Kofi Annan, der frühere Uno-Generalsekretär, wäre eine gute Lösung. Oder Bill Clinton, der frühere US-Präsident. Beide haben viel Ahnung von Fußball und wären entsprechend starke Persönlichkeiten.
Kann man die Fifa überhaupt reformieren?
Dazu gibt es keine Alternative. Die Fifa ist eine mächtige Organisation mit sehr schlechter ­Reputation. Die Sponsoren geben der Fifa viel Geld, doch auch ihr Renommee wird langfristig geschädigt, wenn die Fifa so bleibt, wie sie ist.
Um zur Wahl antreten zu dürfen, hätten Sie von einem Fifa-Mitgliedsverband nominiert werden müssen. Hatten Sie auch Kontakt zum deutschen Verband, dem DFB?
Beim DFB hat mir niemand geantwortet. Und ich selbst hatte nicht die Chance, alle Fifa-Mitglieder zu besuchen, das sind ja über 200.
Hatten Sie, wenn schon nicht zum DFB, so doch andere Kontakte nach Deutschland, zu Vereinen, zur Bundesliga, zu einzelnen Personen?
Ich habe von vielen Fans Rückhalt bekommen, auch aus Deutschland. Und ich hatte Kontakt zu einigen Sportjournalisten, die über mich berichtet haben.
Derzeit versucht ein deutscher Sportjournalist beim DFB, was Sie bei der Fifa versucht haben: Andreas Rüttenauer von der Taz will DFB-Präsident werden. Haben Sie davon gehört?
Ja, ich wünsche ihm viel Glück.
Rüttenauer bekommt zu hören, seine Kandidatur sei unseriös. Sie kennen den Vorwurf Ist da etwas dran?
Der Vorwurf war immer die erste Reaktion der Menschen, wenn ich mich vorgestellt habe. Und natürlich verlangt eine derart aussichtslose Kandidatur einen bestimmten Sinn für Humor, sonst kann man das nicht machen. Aber dennoch bestehe ich darauf, dass meine Ansichten über die Fifa wahr sind: Die Fifa muss reformiert werden! Das sehen auch die Fans so. Bei Sports ­Illustrated haben wir die Fans abstimmen lassen: 95 Prozent haben für mich votiert, und nur zwei Prozent für Blatter!
Die Sports Illustrated ist Ihr Arbeitgeber, Ihre Kandidatur war auch Werbung für das Magazin. Wäre es nicht seriöser gewesen, wenn eine solche Kandidatur von Fans ausgegangen wäre?

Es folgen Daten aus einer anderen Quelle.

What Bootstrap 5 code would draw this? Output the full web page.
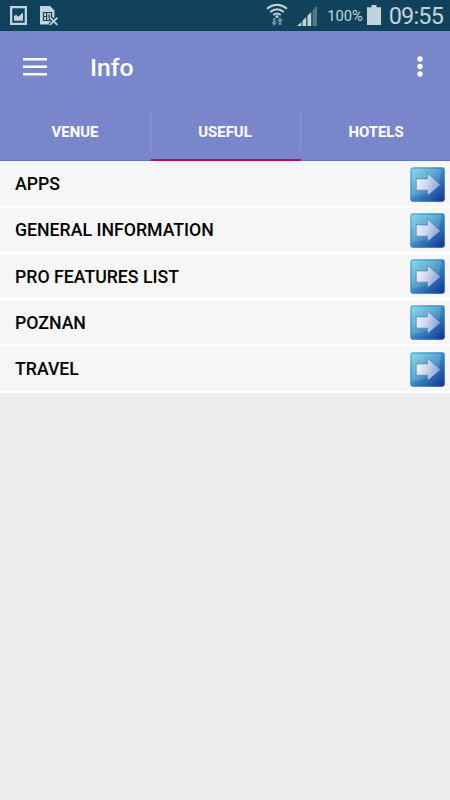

Fans haben mich ja unterstützt. Und ich hätte auch gerne Fans unterstützt. Es darf nicht sein, dass nur Kandidaten von einer Mitgliedsorganisation nominiert werden dürfen.

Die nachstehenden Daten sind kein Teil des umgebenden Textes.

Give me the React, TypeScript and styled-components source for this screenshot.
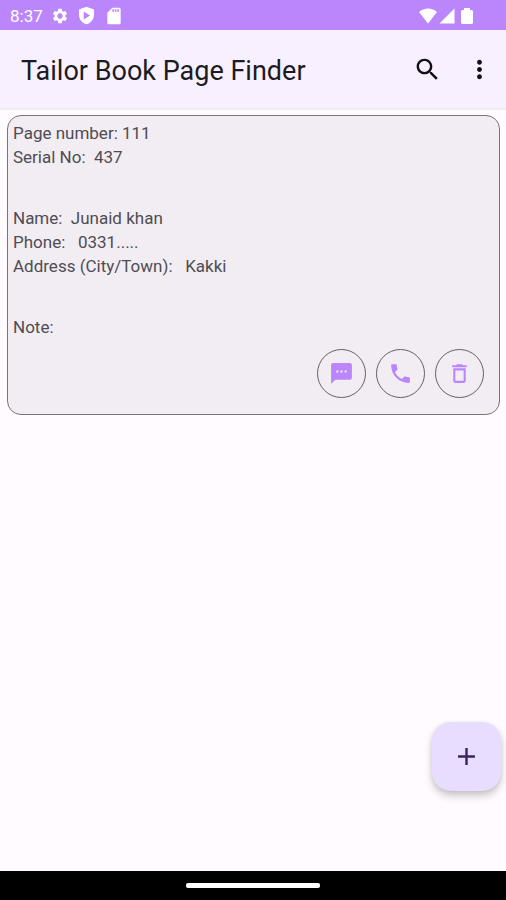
import React from "react";
import styled, { createGlobalStyle } from "styled-components";

const GlobalStyle = createGlobalStyle`
  *, *::before, *::after { box-sizing: border-box; }
  body { margin: 0; background: #fffbff; font-family: Roboto, "Liberation Sans", sans-serif; }
`;

const Screen = styled.div`
  display: flex;
  flex-direction: column;
  min-height: 100vh;
`;

const StatusBar = styled.div`
  display: flex;
  align-items: center;
  justify-content: space-between;
  height: 30px;
  padding: 1px 33px 0 10px;
  background: #bb86fc;
  color: #fff;
`;

const StatusGroup = styled.div<{ $gap: number }>`
  display: flex;
  align-items: center;
  gap: ${({ $gap }) => $gap}px;
`;

const Clock = styled.span`
  font-size: 17px;
  line-height: 20px;
`;

const Glyph = styled.svg`
  display: block;
  flex: none;
  fill: currentColor;
`;

const AppBar = styled.header`
  display: flex;
  align-items: center;
  height: 80px;
  padding: 0 11px 0 21px;
  background: #f8f0ff;
  border-bottom: 2px solid #f2edf2;
`;

const Title = styled.h1`
  flex: 1;
  margin: 0;
  padding-top: 4px;
  font-size: 27px;
  line-height: 36px;
  font-weight: 400;
  white-space: nowrap;
  color: #1c1b1f;
`;

const BarActions = styled.div`
  display: flex;
  align-items: center;
  gap: 20px;
`;

const BarButton = styled.button`
  display: grid;
  place-items: center;
  width: 32px;
  height: 48px;
  padding: 0;
  border: 0;
  background: none;
  color: #111;
  cursor: pointer;
`;

const Content = styled.main`
  position: relative;
  flex: 1;
  padding: 5px 6px 0 7px;
`;

const Card = styled.article`
  display: flex;
  flex-direction: column;
  padding: 5px 15px 16px 5px;
  border: 1px solid #777478;
  border-radius: 14px;
  background: #f2edf2;
`;

const Details = styled.div`
  display: flex;
  flex-direction: column;
  gap: 37px;
`;

const Line = styled.p`
  margin: 0;
  font-size: 17px;
  line-height: 24px;
  color: #4f4c52;
  white-space: pre-wrap;
`;

const CardActions = styled.div`
  display: flex;
  justify-content: flex-end;
  gap: 10px;
  margin-top: 10px;
`;

const RoundButton = styled.button`
  display: grid;
  place-items: center;
  width: 49px;
  height: 49px;
  padding: 0;
  border: 1px solid #626064;
  border-radius: 50%;
  background: none;
  color: #bb86fc;
  cursor: pointer;
`;

const AddButton = styled.button`
  position: absolute;
  right: 5px;
  bottom: 80px;
  display: grid;
  place-items: center;
  width: 69px;
  height: 69px;
  padding: 0;
  border: 0;
  border-radius: 19px;
  background: #e9ddff;
  color: #3a2560;
  box-shadow: 0 5px 8px rgba(0, 0, 0, 0.2), 0 1px 4px rgba(0, 0, 0, 0.08);
  cursor: pointer;
`;

const NavigationBar = styled.footer`
  display: grid;
  place-items: center;
  height: 29px;
  background: #000;
`;

const HomeHandle = styled.div`
  width: 134px;
  height: 5px;
  border-radius: 2px;
  background: #fff;
`;

type IconProps = { d: string; size: number; width?: number; box?: string };

const Icon = ({ d, size, width = size, box = "0 0 24 24" }: IconProps) => (
  <Glyph width={width} height={size} viewBox={box} aria-hidden="true">
    <path d={d} fillRule="evenodd" />
  </Glyph>
);

const paths = {
  settings:
    "M19.14 12.94c.04-.3.06-.61.06-.94 0-.32-.02-.64-.07-.94l2.03-1.58c.18-.14.23-.41.12-.61l-1.92-3.32c-.12-.22-.37-.29-.59-.22l-2.39.96c-.5-.38-1.03-.7-1.62-.94l-.36-2.54c-.04-.24-.24-.41-.48-.41h-3.84c-.24 0-.43.17-.47.41l-.36 2.54c-.59.24-1.13.57-1.62.94l-2.39-.96c-.22-.08-.47 0-.59.22L2.74 8.87c-.12.21-.08.47.12.61l2.03 1.58c-.05.3-.09.63-.09.94s.02.64.07.94l-2.03 1.58c-.18.14-.23.41-.12.61l1.92 3.32c.12.22.37.29.59.22l2.39-.96c.5.38 1.03.7 1.62.94l.36 2.54c.05.24.24.41.48.41h3.84c.24 0 .44-.17.47-.41l.36-2.54c.59-.24 1.13-.56 1.62-.94l2.39.96c.22.08.47 0 .59-.22l1.92-3.32c.12-.22.07-.47-.12-.61l-2.01-1.58zM12 15.6c-1.98 0-3.6-1.62-3.6-3.6s1.62-3.6 3.6-3.6 3.6 1.62 3.6 3.6-1.62 3.6-3.6 3.6z",
  shield:
    "M12 1 2.500 4.500V11c0 5.500 4 10.700 9.500 12 5.500-1.300 9.500-6.500 9.500-12V4.500zM8.500 7v10l8-5z",
  sdCard:
    "M18 2h-8L4 8v12c0 1.100.9 2 2 2h12c1.100 0 2-.9 2-2V4c0-1.100-.9-2-2-2zm-6 5h-2V4h2v3zm3 0h-2V4h2v3zm3 0h-2V4h2v3z",
  wifi: "M0 6.500C3.300 3.800 7.500 2 12 2s8.700 1.800 12 4.500L12 22z",
  signal: "M2 22h20V2z",
  battery: "M3 0h6v2h2l1 1v12l-1 1H1l-1-1V3l1-1h2z",
  search:
    "M15.500 14h-.79l-.28-.27C15.410 12.590 16 11.110 16 9.500 16 5.910 13.090 3 9.500 3S3 5.910 3 9.500 5.910 16 9.500 16c1.610 0 3.090-.59 4.230-1.570l.27.28v.79l5 4.990L20.490 19l-4.990-5zm-6 0C7.010 14 5 11.990 5 9.500S7.010 5 9.500 5 14 7.010 14 9.500 11.990 14 9.500 14z",
  more: "M12 8c1.100 0 2-.9 2-2s-.9-2-2-2-2 .9-2 2 .9 2 2 2zm0 2c-1.100 0-2 .9-2 2s.9 2 2 2 2-.9 2-2-.9-2-2-2zm0 6c-1.100 0-2 .9-2 2s.9 2 2 2 2-.9 2-2-.9-2-2-2z",
  message:
    "M20 2H4c-1.100 0-1.990.9-1.990 2L2 22l4-4h14c1.100 0 2-.9 2-2V4c0-1.100-.9-2-2-2zM9 11H7V9h2v2zm4 0h-2V9h2v2zm4 0h-2V9h2v2z",
  phone:
    "M6.620 10.790c1.440 2.830 3.760 5.140 6.590 6.590l2.200-2.200c.27-.27.67-.36 1.020-.24 1.120.37 2.330.57 3.570.57.55 0 1 .45 1 1V20c0 .55-.45 1-1 1-9.390 0-17-7.610-17-17 0-.55.45-1 1-1h3.500c.55 0 1 .45 1 1 0 1.250.2 2.450.57 3.570.11.35.03.74-.25 1.020l-2.200 2.200z",
  trash:
    "M6 19c0 1.100.9 2 2 2h8c1.100 0 2-.9 2-2V7H6v12zM8 9h8v10H8V9zm7.500-5-1-1h-5l-1 1H5v2h14V4z",
  add: "M19 13h-6v6h-2v-6H5v-2h6V5h2v6h6v2z",
};

const records = [
  {
    id: 1,
    groups: [
      ["Page number: 111", "Serial No:  437"],
      ["Name:  Junaid khan", "Phone:   0331.....", "Address (City/Town):   Kakki"],
      ["Note:"],
    ],
  },
];

export default function App() {
  return (
    <>
      <GlobalStyle />
      <Screen>
        <StatusBar>
          <StatusGroup $gap={8}>
            <Clock>8:37</Clock>
            <Icon d={paths.settings} size={18} />
            <Icon d={paths.shield} size={19} />
            <Icon d={paths.sdCard} size={20} />
          </StatusGroup>
          <StatusGroup $gap={1}>
            <Icon d={paths.wifi} size={18} />
            <Icon d={paths.signal} size={18} />
            <Icon d={paths.battery} size={16} width={16} box="-4 0 16 16" />
          </StatusGroup>
        </StatusBar>
        <AppBar>
          <Title>Tailor Book Page Finder</Title>
          <BarActions>
            <BarButton type="button" aria-label="Search">
              <Icon d={paths.search} size={29} />
            </BarButton>
            <BarButton type="button" aria-label="More options">
              <Icon d={paths.more} size={29} />
            </BarButton>
          </BarActions>
        </AppBar>
        <Content>
          {records.map((record) => (
            <Card key={record.id}>
              <Details>
                {record.groups.map((lines) => (
                  <div key={lines[0]}>
                    {lines.map((line) => (
                      <Line key={line}>{line}</Line>
                    ))}
                  </div>
                ))}
              </Details>
              <CardActions>
                <RoundButton type="button" aria-label="Send message">
                  <Icon d={paths.message} size={25} />
                </RoundButton>
                <RoundButton type="button" aria-label="Call">
                  <Icon d={paths.phone} size={25} />
                </RoundButton>
                <RoundButton type="button" aria-label="Delete">
                  <Icon d={paths.trash} size={25} />
                </RoundButton>
              </CardActions>
            </Card>
          ))}
          <AddButton type="button" aria-label="Add record">
            <Icon d={paths.add} size={29} />
          </AddButton>
        </Content>
        <NavigationBar>
          <HomeHandle />
        </NavigationBar>
      </Screen>
    </>
  );
}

In den USA haben die Vereinsbesitzer viel größere Macht im Profisport als etwa im europäischen Fußball. Ist es nicht ein realistischeres Szenario für den Weltfußball, dass irgendwann kapitalistisch geführte Vereine aussteigen und einen eigenen Weltverband aufmachen?

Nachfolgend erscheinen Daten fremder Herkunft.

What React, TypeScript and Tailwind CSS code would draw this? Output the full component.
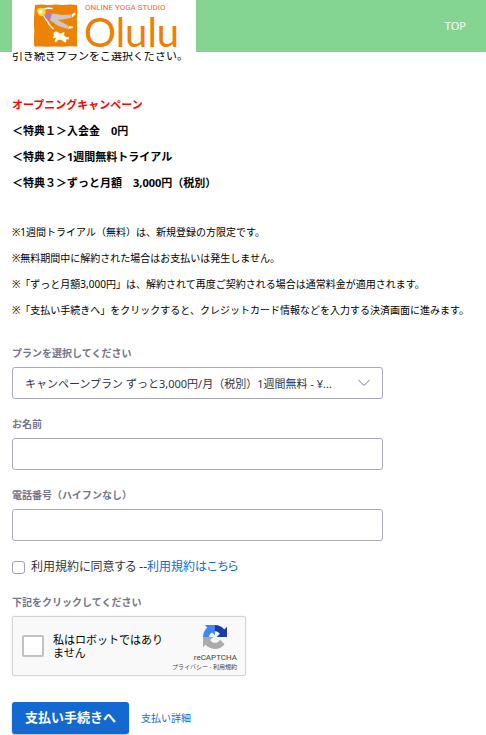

Das kann sein. Vielleicht scheren die Fußballclubs, die ja als moderne Unternehmen geführt werden, irgendwann einmal aus der Fifa aus und gründen eigene Ligen, veranstalten eigene Meisterschaften. Das ist denkbar, aber ob es realistisch ist, weiß ich nicht. Auf jeden Fall wäre die Fifa gut beraten, die Macht der Vereine nicht zu unterschätzen. Die Vereine sind darauf angewiesen, dass professionell gearbeitet wird. Das aber passiert nicht in der Fifa und vielen nationalen Verbänden. Viele von denen sind auch schlicht korrupt.